▶ **Direction**:
Report how many lines hold the string "React". Give the number and nothing else.

▶ **Material for this exercise**:
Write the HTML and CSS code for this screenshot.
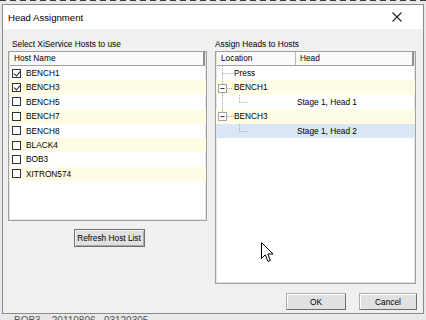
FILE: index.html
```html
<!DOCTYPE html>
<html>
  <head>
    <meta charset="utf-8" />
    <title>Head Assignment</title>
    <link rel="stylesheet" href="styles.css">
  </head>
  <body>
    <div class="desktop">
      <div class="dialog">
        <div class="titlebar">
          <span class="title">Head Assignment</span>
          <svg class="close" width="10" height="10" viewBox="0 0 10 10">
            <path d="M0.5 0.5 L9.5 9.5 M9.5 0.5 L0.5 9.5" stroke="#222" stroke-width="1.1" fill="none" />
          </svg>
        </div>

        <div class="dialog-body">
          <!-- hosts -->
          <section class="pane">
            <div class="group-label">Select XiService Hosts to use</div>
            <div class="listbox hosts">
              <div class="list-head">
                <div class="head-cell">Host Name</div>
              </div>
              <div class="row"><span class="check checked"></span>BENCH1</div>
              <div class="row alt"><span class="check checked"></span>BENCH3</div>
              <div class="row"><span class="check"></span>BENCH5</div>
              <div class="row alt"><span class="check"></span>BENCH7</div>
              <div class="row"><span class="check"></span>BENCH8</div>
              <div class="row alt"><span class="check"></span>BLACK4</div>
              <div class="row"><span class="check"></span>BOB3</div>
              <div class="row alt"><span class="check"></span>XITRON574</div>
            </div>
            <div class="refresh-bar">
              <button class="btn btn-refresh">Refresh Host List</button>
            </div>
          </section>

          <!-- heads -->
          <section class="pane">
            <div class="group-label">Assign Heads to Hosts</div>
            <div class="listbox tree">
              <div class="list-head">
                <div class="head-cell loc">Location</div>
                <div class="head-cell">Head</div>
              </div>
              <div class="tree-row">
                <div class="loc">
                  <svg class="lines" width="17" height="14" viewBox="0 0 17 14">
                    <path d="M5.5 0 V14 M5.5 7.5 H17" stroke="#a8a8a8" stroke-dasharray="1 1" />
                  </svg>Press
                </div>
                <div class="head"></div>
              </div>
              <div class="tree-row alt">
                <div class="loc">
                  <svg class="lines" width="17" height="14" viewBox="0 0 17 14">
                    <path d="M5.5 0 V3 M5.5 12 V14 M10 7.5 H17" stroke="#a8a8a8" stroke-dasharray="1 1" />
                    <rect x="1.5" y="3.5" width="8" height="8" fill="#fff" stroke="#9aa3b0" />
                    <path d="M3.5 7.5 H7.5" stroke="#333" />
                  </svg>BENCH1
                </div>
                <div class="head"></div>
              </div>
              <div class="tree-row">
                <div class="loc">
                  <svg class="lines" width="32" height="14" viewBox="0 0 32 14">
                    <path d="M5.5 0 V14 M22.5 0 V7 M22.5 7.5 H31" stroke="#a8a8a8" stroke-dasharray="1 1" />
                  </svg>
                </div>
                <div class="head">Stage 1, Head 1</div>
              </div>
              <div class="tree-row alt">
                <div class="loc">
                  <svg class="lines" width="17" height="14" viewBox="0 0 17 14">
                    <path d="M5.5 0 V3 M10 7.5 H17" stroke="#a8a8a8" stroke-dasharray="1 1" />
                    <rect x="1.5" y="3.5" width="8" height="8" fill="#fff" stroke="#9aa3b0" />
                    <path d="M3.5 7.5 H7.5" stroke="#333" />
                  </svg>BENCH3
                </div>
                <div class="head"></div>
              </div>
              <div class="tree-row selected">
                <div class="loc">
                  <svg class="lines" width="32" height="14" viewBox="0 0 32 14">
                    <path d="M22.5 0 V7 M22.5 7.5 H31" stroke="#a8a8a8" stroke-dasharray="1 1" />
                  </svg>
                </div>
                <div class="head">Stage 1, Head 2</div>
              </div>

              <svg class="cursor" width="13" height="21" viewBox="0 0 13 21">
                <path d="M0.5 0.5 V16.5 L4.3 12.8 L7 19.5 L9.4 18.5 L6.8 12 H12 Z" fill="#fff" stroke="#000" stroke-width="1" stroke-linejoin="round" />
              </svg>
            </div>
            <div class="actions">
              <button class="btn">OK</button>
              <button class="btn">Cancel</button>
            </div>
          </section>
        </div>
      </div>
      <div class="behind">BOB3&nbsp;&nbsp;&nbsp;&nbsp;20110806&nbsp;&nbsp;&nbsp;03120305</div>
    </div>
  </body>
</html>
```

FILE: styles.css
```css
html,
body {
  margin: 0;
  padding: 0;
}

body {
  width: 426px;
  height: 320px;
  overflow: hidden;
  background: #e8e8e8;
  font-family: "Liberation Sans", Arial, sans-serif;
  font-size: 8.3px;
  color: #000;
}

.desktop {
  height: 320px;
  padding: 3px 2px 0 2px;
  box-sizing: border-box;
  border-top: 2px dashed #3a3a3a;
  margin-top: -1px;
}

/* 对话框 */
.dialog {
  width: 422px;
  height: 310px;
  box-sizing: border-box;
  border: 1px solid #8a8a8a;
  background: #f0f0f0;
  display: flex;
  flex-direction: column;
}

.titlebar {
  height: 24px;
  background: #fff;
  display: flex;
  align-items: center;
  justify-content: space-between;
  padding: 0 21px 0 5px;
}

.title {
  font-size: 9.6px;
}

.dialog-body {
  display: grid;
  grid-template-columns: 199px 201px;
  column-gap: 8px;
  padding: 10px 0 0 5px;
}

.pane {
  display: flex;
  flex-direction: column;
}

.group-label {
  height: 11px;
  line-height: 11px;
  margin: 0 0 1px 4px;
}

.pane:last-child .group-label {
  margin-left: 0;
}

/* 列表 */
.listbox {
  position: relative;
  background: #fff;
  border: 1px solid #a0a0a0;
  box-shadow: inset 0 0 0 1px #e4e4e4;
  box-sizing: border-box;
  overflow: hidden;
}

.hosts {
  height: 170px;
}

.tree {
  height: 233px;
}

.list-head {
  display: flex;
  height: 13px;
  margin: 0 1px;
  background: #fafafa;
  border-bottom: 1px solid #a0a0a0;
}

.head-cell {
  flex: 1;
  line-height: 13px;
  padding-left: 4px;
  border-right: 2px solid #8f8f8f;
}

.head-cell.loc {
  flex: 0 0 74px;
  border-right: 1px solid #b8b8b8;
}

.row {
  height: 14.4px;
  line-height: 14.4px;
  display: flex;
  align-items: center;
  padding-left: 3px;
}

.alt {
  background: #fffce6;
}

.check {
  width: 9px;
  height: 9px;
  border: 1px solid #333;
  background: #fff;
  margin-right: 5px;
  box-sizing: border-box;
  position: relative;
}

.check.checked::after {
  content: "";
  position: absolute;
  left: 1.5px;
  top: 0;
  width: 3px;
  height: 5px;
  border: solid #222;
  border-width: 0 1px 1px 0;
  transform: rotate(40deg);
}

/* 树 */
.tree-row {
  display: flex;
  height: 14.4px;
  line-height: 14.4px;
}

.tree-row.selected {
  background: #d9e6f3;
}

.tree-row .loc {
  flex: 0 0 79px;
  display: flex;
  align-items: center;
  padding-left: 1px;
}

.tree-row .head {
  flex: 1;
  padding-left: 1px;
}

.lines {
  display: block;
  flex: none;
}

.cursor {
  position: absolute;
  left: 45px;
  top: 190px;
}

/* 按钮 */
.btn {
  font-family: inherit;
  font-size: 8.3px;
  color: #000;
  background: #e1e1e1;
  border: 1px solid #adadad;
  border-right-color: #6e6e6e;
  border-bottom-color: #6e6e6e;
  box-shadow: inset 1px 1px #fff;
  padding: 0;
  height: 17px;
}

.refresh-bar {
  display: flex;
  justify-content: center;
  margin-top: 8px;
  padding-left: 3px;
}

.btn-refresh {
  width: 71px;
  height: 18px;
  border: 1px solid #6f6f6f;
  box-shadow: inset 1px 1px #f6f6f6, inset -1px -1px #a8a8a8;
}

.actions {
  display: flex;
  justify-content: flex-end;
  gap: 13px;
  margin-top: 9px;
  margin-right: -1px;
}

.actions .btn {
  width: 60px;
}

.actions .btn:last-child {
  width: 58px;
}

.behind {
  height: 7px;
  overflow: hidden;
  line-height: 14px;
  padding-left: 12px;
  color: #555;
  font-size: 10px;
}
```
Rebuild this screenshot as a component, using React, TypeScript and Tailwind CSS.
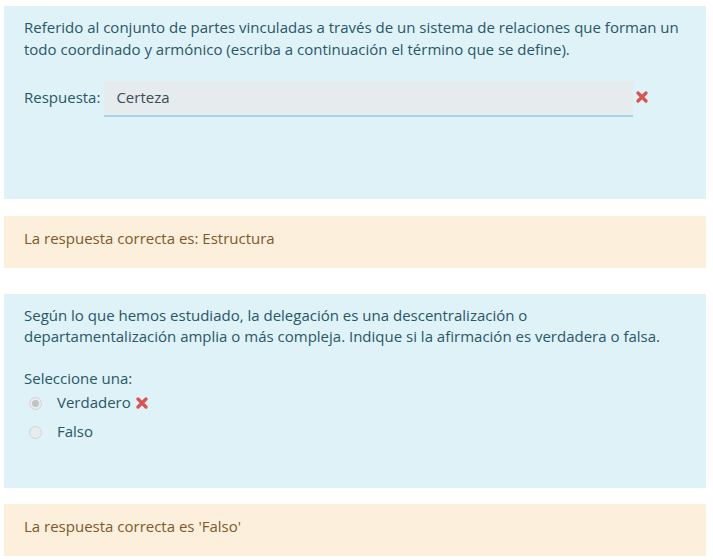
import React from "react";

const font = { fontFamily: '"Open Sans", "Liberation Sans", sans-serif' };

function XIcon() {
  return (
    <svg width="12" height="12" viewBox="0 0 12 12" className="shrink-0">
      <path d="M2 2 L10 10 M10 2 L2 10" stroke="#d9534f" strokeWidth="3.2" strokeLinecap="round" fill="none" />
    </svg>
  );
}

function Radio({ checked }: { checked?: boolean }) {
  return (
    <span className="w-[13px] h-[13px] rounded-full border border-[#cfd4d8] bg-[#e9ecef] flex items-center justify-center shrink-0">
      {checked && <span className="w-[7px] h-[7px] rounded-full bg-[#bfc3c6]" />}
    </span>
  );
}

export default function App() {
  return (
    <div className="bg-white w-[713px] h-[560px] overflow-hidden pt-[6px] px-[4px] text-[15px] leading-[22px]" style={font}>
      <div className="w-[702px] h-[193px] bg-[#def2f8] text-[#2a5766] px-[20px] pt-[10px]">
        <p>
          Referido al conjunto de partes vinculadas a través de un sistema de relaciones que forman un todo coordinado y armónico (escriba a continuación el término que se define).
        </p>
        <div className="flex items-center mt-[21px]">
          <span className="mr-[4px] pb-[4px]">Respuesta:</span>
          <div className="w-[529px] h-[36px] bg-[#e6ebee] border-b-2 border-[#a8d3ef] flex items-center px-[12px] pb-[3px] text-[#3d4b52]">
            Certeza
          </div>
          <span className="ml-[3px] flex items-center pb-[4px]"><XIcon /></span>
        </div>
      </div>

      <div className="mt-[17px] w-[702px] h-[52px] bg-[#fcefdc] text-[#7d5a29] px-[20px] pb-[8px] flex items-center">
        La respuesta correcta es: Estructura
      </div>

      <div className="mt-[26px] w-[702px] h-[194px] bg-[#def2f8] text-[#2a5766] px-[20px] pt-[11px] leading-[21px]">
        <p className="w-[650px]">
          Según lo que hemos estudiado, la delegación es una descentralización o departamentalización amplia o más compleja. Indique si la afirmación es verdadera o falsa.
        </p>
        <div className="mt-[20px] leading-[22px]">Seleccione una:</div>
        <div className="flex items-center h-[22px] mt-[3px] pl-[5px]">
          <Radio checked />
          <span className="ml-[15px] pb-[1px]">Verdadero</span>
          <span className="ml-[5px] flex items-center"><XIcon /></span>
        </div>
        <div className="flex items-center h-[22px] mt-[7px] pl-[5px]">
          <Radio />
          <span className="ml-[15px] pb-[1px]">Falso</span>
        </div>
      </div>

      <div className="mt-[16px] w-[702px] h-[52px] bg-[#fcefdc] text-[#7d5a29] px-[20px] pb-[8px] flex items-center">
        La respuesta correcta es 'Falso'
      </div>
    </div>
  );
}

▶ **Response to this exercise**:
2